El miedo a la salpicadura, si bien universal, posee varias intensidades, según el momento de tu la vida. En la infancia vives ajeno a sus implicaciones. Qué puede importarte una mancha. Casi te resultan divertidas. La suciedad es un juego. Puedes lamer el suelo, comer barro beber agua sucia sin inmutarte. No amas tu ropa lo bastante, ni te afecta lo que alguien piense de ella, así que no contemplas las desventajas de que de repente esté asquerosa, o tocada por una mancha pequeñita, pero salvaje. 

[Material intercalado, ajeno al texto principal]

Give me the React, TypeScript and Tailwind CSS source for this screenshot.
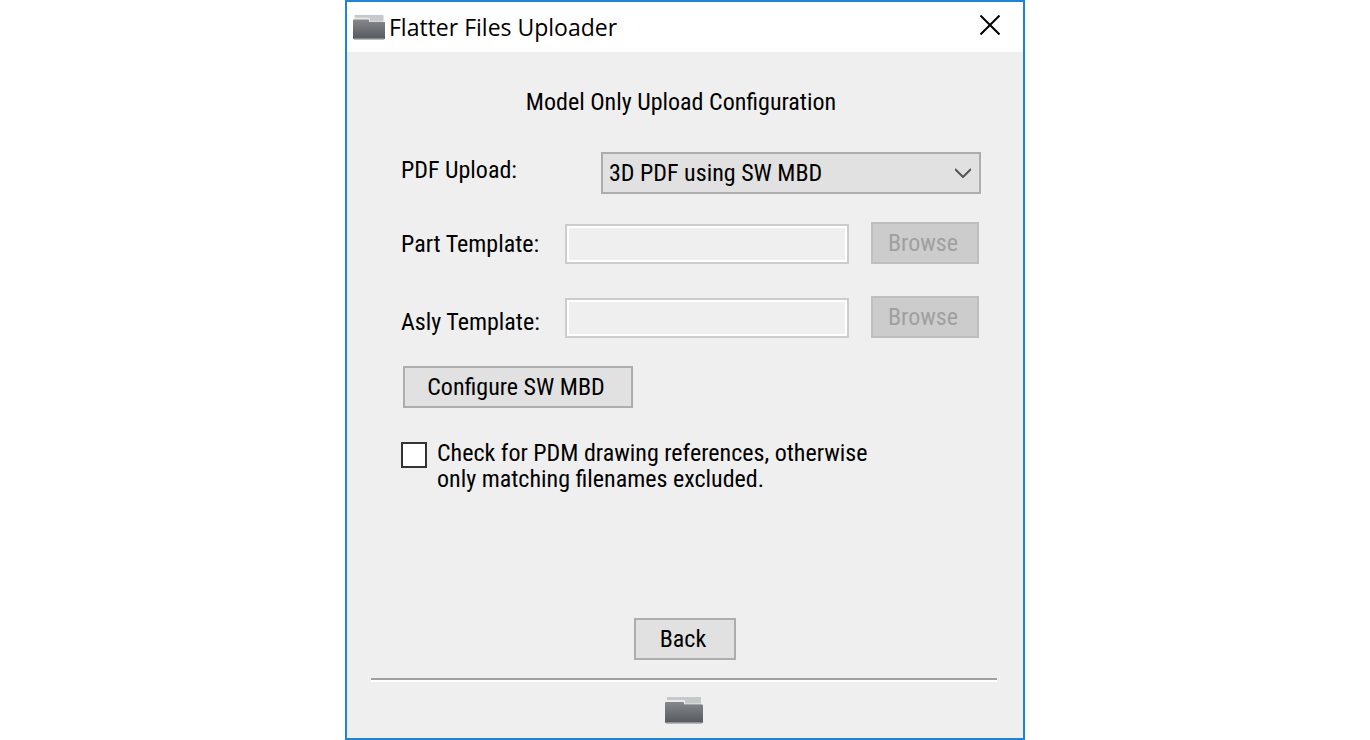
import { useId } from "react";

const FolderIcon = ({ className }: { className?: string }) => {
  const id = useId();

  return (
    <svg viewBox="0 0 38 28" preserveAspectRatio="none" className={className} aria-hidden="true">
      <defs>
        <linearGradient id={id} x1="0" y1="0" x2="0" y2="1">
          <stop offset="0" stopColor="#85898d" />
          <stop offset="1" stopColor="#55595e" />
        </linearGradient>
      </defs>
      <path d="M2 1h34v8H2z" fill="#c6c8c9" />
      <path d="M2 4h18v2h16v2H2z" fill="#e9eaea" />
      <path d="M20 2.5h16v5H20z" fill="#c6c8c9" />
      <path d="M1 6h17q1 0 1 1v1.5h18q1 0 1 1V26q0 1-1 1H1q-1 0-1-1V7q0-1 1-1z" fill={`url(#${id})`} />
      <path d="M1 27h36" stroke="#a3a5a8" strokeWidth="1.5" />
    </svg>
  );
};

const templates = [
  { id: "part-template", label: "Part Template:" },
  { id: "asly-template", label: "Asly Template:" },
];

const App = () => {
  return (
    <main className="flex min-h-screen justify-center bg-white">
      <section className="flex w-full max-w-170 flex-col border-2 border-[#1f83d6] bg-[#efefef] font-['Roboto_Condensed','Liberation_Sans',sans-serif] text-[24px] leading-[26px] text-black">
        <header className="flex h-12.5 items-center bg-white pr-5 pl-1.5">
          <FolderIcon className="h-6.5 w-8" />
          <h1 className="ml-1 flex-1 font-['Open_Sans',sans-serif] text-[23px] leading-8">Flatter Files Uploader</h1>
          <button type="button" aria-label="Close" className="mb-1 flex size-6.5 items-center justify-center">
            <svg viewBox="0 0 20 20" className="size-5" fill="none" stroke="#000" strokeWidth="2" aria-hidden="true">
              <path d="M0.5 0.5l19 19M19.5 0.5l-19 19" />
            </svg>
          </button>
        </header>

        <form className="flex flex-1 flex-col pt-9">
          <h2 className="pr-2 text-center leading-7">Model Only Upload Configuration</h2>

          <div className="mt-9 flex flex-col pr-10.5 pl-13.5">
            <div className="flex items-start justify-between">
              <label htmlFor="pdf-upload" className="leading-9">
                PDF Upload:
              </label>
              <div className="relative w-95">
                <select
                  id="pdf-upload"
                  className="h-10.5 w-full appearance-none border-2 border-[#adadad] bg-[#e1e1e1] pr-10 pl-1.5"
                >
                  <option>3D PDF using SW MBD</option>
                </select>
                <svg
                  viewBox="0 0 16 10"
                  className="pointer-events-none absolute top-4 right-2.5 h-2.5 w-4"
                  fill="none"
                  stroke="#555"
                  strokeWidth="2"
                  aria-hidden="true"
                >
                  <path d="M0 1l8 8 8-8" />
                </svg>
              </div>
            </div>

            <div className="mt-7 flex pr-0.5">
              <div className="flex w-41 shrink-0 flex-col gap-9.5 pt-0.5">
                {templates.map(({ id, label }) => (
                  <label key={id} htmlFor={id} className="leading-10">
                    {label}
                  </label>
                ))}
              </div>
              <div className="flex min-w-0 flex-1 flex-col gap-8">
                {templates.map(({ id }) => (
                  <div key={id} className="flex items-end gap-5.5">
                    <input
                      id={id}
                      type="text"
                      disabled
                      className="h-10 min-w-0 flex-1 border-2 border-[#cccccc] bg-[#efefef] px-2 shadow-[inset_0_0_0_2px_#ffffff]"
                    />
                    <button
                      type="button"
                      disabled
                      className="h-10.5 w-27 shrink-0 border-2 border-[#bfbfbf] bg-[#cccccc] pr-1 text-[#a0a0a0]"
                    >
                      Browse
                    </button>
                  </div>
                ))}
              </div>
            </div>

            <button
              type="button"
              className="mt-6 ml-0.5 h-10.5 w-57.5 border-2 border-[#adadad] bg-[#e1e1e1] pr-1"
            >
              Configure SW MBD
            </button>

            <div className="mt-8 flex items-start">
              <input
                id="check-references"
                type="checkbox"
                className="mt-0.5 size-6.5 shrink-0 appearance-none border-2 border-[#333333] bg-white checked:bg-[#333333]"
              />
              <label htmlFor="check-references" className="ml-2.5">
                Check for PDM drawing references, otherwise
                <br />
                only matching filenames excluded.
              </label>
            </div>
          </div>

          <button
            type="button"
            className="mx-auto mt-auto h-10.5 w-25.5 border-2 border-[#adadad] bg-[#e1e1e1] pr-1"
          >
            Back
          </button>
          <hr className="mt-4.5 mr-6.5 ml-6 h-1 border-t-2 border-b-2 border-t-[#a0a0a0] border-b-white" />
          <footer className="flex h-14 justify-center pt-3.5 pr-0.5">
            <FolderIcon className="h-7 w-9.5" />
          </footer>
        </form>
      </section>
    </main>
  );
};

export default App;
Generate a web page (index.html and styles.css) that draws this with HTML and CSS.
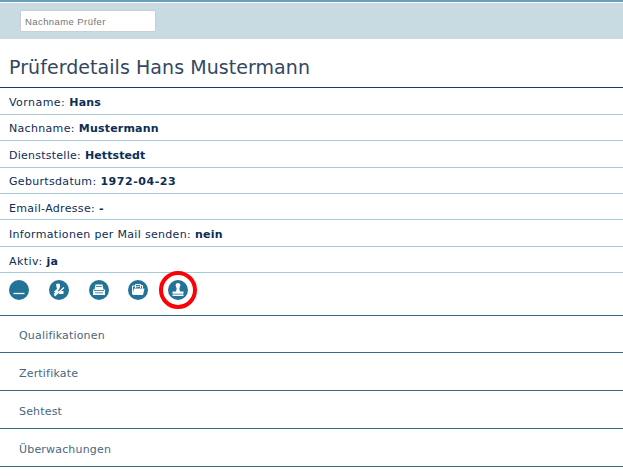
FILE: index.html
```html
<!DOCTYPE html>
<html lang="de">
<head>
<meta charset="utf-8">
<title>Prüferdetails</title>
<link rel="stylesheet" href="styles.css">
</head>
<body>
<header class="search-bar"><input class="search" type="text" placeholder="Nachname Prüfer"></header>
<main>
<h1 class="title"><span>Prüferdetails Hans Mustermann</span></h1>
<ul class="details">
<li class="first-name"><span>Vorname:</span> <b>Hans</b></li>
<li><span>Nachname:</span> <b>Mustermann</b></li>
<li class="office"><span>Dienststelle:</span> <b>Hettstedt</b></li>
<li><span>Geburtsdatum:</span> <b class="date">1972-04-23</b></li>
<li class="low"><span>Email-Adresse:</span> <b>-</b></li>
<li><span>Informationen per Mail senden:</span> <b>nein</b></li>
<li class="low active"><span>Aktiv:</span> <b>ja</b></li>
</ul>
<div class="actions">
<svg class="icon" viewBox="0 0 20 20"><circle cx="10" cy="10" r="10"/><path class="line" d="M4.500 13.500h11"/></svg>
<svg class="icon" viewBox="0 0 20 20"><circle cx="10" cy="10" r="10"/><path class="fill" d="M7 4.500Q9 2.500 11 4.500V7L10 9.500L6.500 13L5 11.500L8 9Z M11.500 11H14.500V14H9.500Z"/><path class="line" d="M5.500 16L15 7.500M5 14.500l4-3.500"/></svg>
<svg class="icon" viewBox="0 0 20 20"><circle cx="10" cy="10" r="10"/><path class="fill" d="M6.500 4.500h7l1 5h1.500v5.500h-12V9.500h1.500z"/><path class="cut" d="M7 6.500h6M5 10.500h10M6 12.800h8"/></svg>
<svg class="icon" viewBox="0 0 20 20"><circle cx="10" cy="10" r="10"/><path class="thin" d="M4.500 14v-8h3l1 1h1M7.500 8V4.500h5V8M12.500 5.500h2v3M9.500 6.500h2"/><path class="fill" d="M6 8.500h10.500L15 15H4.500z"/></svg>
<span class="marked"><svg class="icon" viewBox="0 0 20 20"><circle cx="10" cy="10" r="10"/><path class="fill" d="M8 6.500L7.500 5a2.600 2.600 0 0 1 5 0L12 6.500l-.7 2 .7 3h3.500v2.300h-11v-2.300H8l.7-3zM4.500 14.600h11V16h-11z"/></svg></span>
</div>
<nav class="sections">
<a>Qualifikationen</a>
<a>Zertifikate</a>
<a>Sehtest</a>
<a>Überwachungen</a>
</nav>
</main>
</body>
</html>
```

FILE: styles.css
```css
* { box-sizing: border-box; }
body { margin: 0; background: #fff; color: #0c2d54; font: 11px/14px "DejaVu Sans", Verdana, sans-serif; overflow: hidden; }
.search-bar { height: 39px; padding: 7px 20px 0; border-top: 2px solid #6b9fb8; background: linear-gradient(#fff 1px, #c8dbe3 1px); }
.search { display: block; width: 136px; height: 22px; margin-top: 1px; padding: 0 4px; border: 1px solid #cecece; border-radius: 2px; font: 9.5px "Liberation Sans", Arial, sans-serif; letter-spacing: 0.42px; }
.search::placeholder { color: #757575; }
.title { height: 49px; margin: 0; padding: 16px 9px 0; border-bottom: 1px solid #0d416b; color: #34475f; font-size: 19px; font-weight: 400; line-height: 24px; letter-spacing: 0.06px; }
.details { display: grid; grid-template-rows: 27px 26px 27px 26px 26px 27px 26px; margin: 0; padding: 0; list-style: none; }
.details li { display: flex; align-items: flex-end; gap: 4px; padding: 0 9px 4px; border-bottom: 1px solid #a5c8d8; white-space: nowrap; }
.details .low { padding-bottom: 3px; }
.details span { letter-spacing: 0.32px; }
.details .first-name span, .details .active span { letter-spacing: 0.45px; }
.details .office span { letter-spacing: 0.25px; }
.details b { letter-spacing: 0.2px; }
.details .office b { letter-spacing: 0.1px; }
.details .date { letter-spacing: 0.55px; }
.actions { display: flex; gap: 19.75px; height: 42px; padding: 7px 9px 0; }
.icon { display: block; width: 20px; height: 20px; fill: #237398; }
.icon .fill { fill: #fff; }
.icon .line, .icon .thin, .icon .cut { fill: none; stroke: #fff; stroke-width: 1.3; }
.icon .thin { stroke-width: 1; }
.icon .cut { stroke: #237398; stroke-width: 0.8; }
.marked { position: relative; height: 20px; }
.marked::after { content: ""; position: absolute; inset: -9px; border: 4px solid #fb0207; border-radius: 50%; }
.sections { display: grid; grid-template-rows: 37px 38px 38px 38px; border-top: 1px solid #376a86; }
.sections a { display: flex; align-items: flex-end; padding: 0 19px 9px; border-bottom: 1px solid #376a86; color: #486780; letter-spacing: 0.18px; }
```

Misteriosamente, la infancia pasa. Aprendes a avergonzarte. Un día una mancha se convierte en una desgracia, una hecatombe. Tu obsesión por ella no deja de agravarse. Si un día tienes un hijo, los primeros años de su educación transcurren entre dos órdenes: "Cálzate" y "No te manches". Empiezas a soñar con la siguiente etapa en la que un lamparón vuelve a no tener demasiada importancia, quizá cuando seas una persona anciana. Me admira cuando me cruzo con un conocido ya mayor y tiene una o dos manchas en la chaqueta y ni él ni la chaqueta se inmutan. Viven sin miedo a los defectos, que es lo que hace la vida maravillosa.